- [Data]:

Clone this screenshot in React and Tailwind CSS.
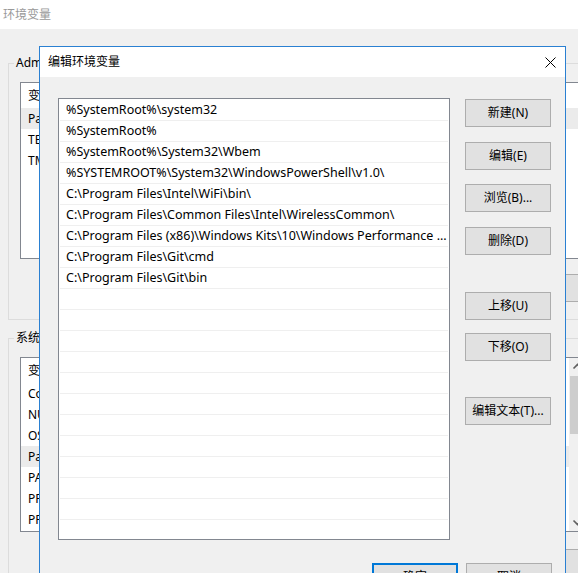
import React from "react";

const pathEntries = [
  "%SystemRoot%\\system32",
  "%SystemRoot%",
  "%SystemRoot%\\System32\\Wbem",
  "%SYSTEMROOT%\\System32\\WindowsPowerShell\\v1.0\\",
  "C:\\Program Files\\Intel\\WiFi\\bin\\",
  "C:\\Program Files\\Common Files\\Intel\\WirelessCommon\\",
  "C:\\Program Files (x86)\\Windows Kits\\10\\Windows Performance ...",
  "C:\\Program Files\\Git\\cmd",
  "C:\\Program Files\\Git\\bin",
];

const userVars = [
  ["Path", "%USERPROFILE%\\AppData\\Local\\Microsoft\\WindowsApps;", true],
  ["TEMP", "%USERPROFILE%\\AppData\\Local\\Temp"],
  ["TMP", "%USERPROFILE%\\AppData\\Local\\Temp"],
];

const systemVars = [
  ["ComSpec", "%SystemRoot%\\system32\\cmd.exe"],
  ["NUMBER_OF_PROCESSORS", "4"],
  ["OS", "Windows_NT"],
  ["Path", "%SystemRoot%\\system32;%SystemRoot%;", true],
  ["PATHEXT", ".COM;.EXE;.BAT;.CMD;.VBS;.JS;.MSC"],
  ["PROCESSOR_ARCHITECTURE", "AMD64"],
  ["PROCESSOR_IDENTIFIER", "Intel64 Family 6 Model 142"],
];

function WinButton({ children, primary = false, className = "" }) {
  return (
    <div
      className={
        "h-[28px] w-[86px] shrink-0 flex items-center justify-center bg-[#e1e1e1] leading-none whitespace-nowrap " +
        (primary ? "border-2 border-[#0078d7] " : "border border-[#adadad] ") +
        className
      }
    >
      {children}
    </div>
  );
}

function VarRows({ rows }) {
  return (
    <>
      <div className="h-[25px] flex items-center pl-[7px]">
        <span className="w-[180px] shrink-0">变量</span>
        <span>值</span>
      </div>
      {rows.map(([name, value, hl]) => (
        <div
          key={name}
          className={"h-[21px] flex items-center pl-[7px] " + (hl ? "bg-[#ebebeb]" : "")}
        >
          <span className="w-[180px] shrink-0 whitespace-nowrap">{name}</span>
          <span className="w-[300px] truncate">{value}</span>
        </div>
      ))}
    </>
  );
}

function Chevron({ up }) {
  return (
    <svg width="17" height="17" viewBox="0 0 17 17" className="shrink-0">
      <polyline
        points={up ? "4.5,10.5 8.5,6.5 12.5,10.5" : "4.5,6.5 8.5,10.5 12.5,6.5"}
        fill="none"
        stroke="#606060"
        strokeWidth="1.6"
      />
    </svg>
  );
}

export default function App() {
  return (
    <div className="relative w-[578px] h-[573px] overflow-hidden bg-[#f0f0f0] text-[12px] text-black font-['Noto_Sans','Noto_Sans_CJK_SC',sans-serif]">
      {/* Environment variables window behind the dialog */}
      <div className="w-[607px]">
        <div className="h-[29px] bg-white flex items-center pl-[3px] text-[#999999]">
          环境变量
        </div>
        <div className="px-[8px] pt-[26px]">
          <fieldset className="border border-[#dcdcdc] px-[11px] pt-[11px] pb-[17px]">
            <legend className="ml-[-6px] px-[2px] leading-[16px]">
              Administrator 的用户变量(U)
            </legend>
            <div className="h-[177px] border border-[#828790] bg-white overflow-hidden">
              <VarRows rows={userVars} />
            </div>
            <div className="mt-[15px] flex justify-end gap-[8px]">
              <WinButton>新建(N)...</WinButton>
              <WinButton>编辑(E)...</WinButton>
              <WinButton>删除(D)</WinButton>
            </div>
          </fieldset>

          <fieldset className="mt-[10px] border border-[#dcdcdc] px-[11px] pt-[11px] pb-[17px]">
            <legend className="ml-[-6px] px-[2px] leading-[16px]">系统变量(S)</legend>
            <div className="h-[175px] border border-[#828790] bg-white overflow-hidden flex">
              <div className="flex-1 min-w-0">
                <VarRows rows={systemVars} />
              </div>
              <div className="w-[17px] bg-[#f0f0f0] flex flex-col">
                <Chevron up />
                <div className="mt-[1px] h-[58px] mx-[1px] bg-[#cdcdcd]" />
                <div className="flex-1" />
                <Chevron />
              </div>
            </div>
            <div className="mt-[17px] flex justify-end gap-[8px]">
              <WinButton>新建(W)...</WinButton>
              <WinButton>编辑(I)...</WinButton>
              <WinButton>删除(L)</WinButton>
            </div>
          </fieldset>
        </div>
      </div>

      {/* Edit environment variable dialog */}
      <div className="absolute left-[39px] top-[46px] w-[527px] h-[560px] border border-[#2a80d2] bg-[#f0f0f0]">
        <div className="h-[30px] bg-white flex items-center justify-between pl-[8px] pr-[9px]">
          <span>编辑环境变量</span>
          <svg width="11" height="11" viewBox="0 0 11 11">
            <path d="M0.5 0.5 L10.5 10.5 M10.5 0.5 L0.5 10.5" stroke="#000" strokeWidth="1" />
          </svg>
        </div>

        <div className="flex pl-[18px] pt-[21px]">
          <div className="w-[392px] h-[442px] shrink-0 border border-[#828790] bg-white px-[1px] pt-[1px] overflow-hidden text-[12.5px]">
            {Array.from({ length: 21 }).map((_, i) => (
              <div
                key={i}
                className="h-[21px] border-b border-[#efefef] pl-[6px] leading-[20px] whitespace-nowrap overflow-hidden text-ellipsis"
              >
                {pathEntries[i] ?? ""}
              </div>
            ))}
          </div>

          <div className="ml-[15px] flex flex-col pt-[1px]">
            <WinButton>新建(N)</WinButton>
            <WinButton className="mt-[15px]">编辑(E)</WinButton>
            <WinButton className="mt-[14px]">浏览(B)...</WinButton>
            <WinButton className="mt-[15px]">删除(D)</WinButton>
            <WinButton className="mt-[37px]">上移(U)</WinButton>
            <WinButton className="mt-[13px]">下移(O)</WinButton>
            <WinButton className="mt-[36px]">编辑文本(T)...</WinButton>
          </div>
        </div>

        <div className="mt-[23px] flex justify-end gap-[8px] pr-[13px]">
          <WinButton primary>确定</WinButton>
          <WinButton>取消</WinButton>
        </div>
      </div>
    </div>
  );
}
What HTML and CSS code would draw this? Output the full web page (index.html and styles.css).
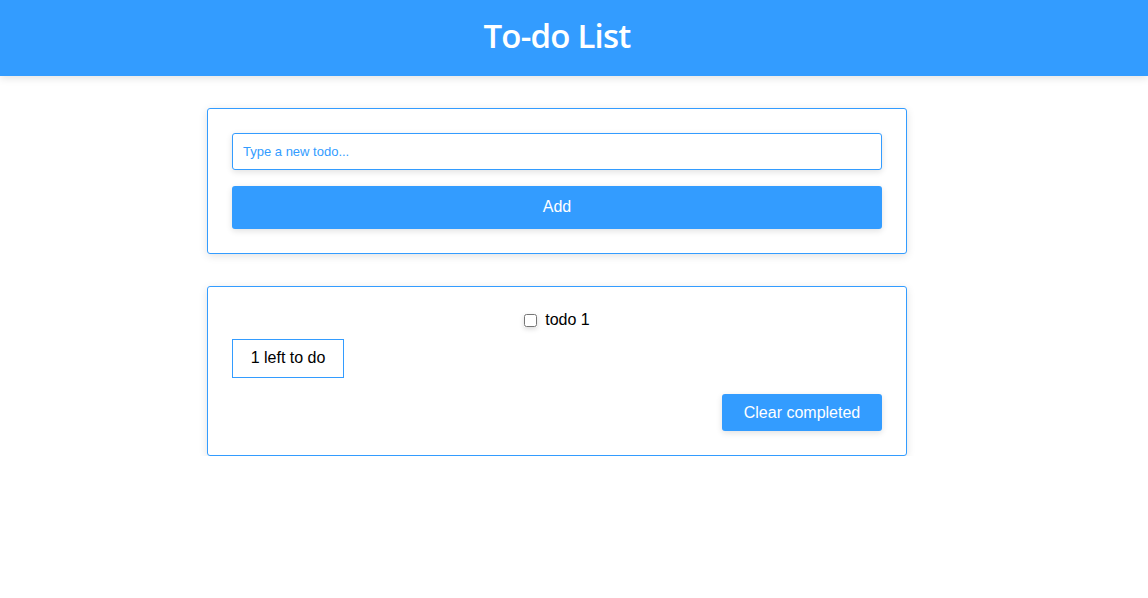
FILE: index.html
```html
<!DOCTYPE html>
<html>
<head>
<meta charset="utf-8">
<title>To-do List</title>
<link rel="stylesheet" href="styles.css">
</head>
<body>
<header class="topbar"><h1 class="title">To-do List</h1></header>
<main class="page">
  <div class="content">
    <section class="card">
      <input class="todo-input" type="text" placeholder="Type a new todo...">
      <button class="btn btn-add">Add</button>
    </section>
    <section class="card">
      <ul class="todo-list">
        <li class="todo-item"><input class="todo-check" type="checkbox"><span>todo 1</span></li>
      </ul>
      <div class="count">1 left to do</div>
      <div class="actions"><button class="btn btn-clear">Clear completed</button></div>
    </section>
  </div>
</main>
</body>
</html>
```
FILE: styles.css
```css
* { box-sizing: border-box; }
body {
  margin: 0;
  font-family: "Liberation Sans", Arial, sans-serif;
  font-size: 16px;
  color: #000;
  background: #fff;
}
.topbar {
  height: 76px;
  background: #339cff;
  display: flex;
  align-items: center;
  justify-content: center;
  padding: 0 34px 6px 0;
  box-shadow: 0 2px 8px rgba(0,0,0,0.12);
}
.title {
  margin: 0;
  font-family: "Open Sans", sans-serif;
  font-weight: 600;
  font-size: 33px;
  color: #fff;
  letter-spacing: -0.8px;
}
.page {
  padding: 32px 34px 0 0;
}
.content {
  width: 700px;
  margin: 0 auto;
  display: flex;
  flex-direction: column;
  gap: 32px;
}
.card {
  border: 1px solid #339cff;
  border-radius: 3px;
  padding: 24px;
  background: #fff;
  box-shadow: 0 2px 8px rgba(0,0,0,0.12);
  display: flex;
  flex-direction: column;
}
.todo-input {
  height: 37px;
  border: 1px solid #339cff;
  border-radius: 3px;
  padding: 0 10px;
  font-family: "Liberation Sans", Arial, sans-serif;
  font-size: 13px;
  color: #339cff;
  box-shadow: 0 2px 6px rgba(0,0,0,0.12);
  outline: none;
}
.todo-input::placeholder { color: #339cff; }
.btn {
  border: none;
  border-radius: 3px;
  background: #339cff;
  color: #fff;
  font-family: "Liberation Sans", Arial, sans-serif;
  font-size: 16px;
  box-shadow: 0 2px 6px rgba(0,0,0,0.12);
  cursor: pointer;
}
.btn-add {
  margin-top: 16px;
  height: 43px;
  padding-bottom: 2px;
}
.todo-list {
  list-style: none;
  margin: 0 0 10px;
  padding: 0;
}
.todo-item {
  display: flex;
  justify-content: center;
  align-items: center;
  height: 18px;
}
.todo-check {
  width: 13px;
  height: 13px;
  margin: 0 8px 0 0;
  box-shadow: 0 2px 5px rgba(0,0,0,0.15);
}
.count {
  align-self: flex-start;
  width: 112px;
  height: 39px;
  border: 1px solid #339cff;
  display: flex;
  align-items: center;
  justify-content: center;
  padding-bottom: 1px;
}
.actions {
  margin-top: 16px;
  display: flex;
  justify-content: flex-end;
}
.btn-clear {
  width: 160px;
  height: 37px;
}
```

- [The exercise]: Each line above that includes "React" counts once; state the total and nothing more.

- [Output]: 2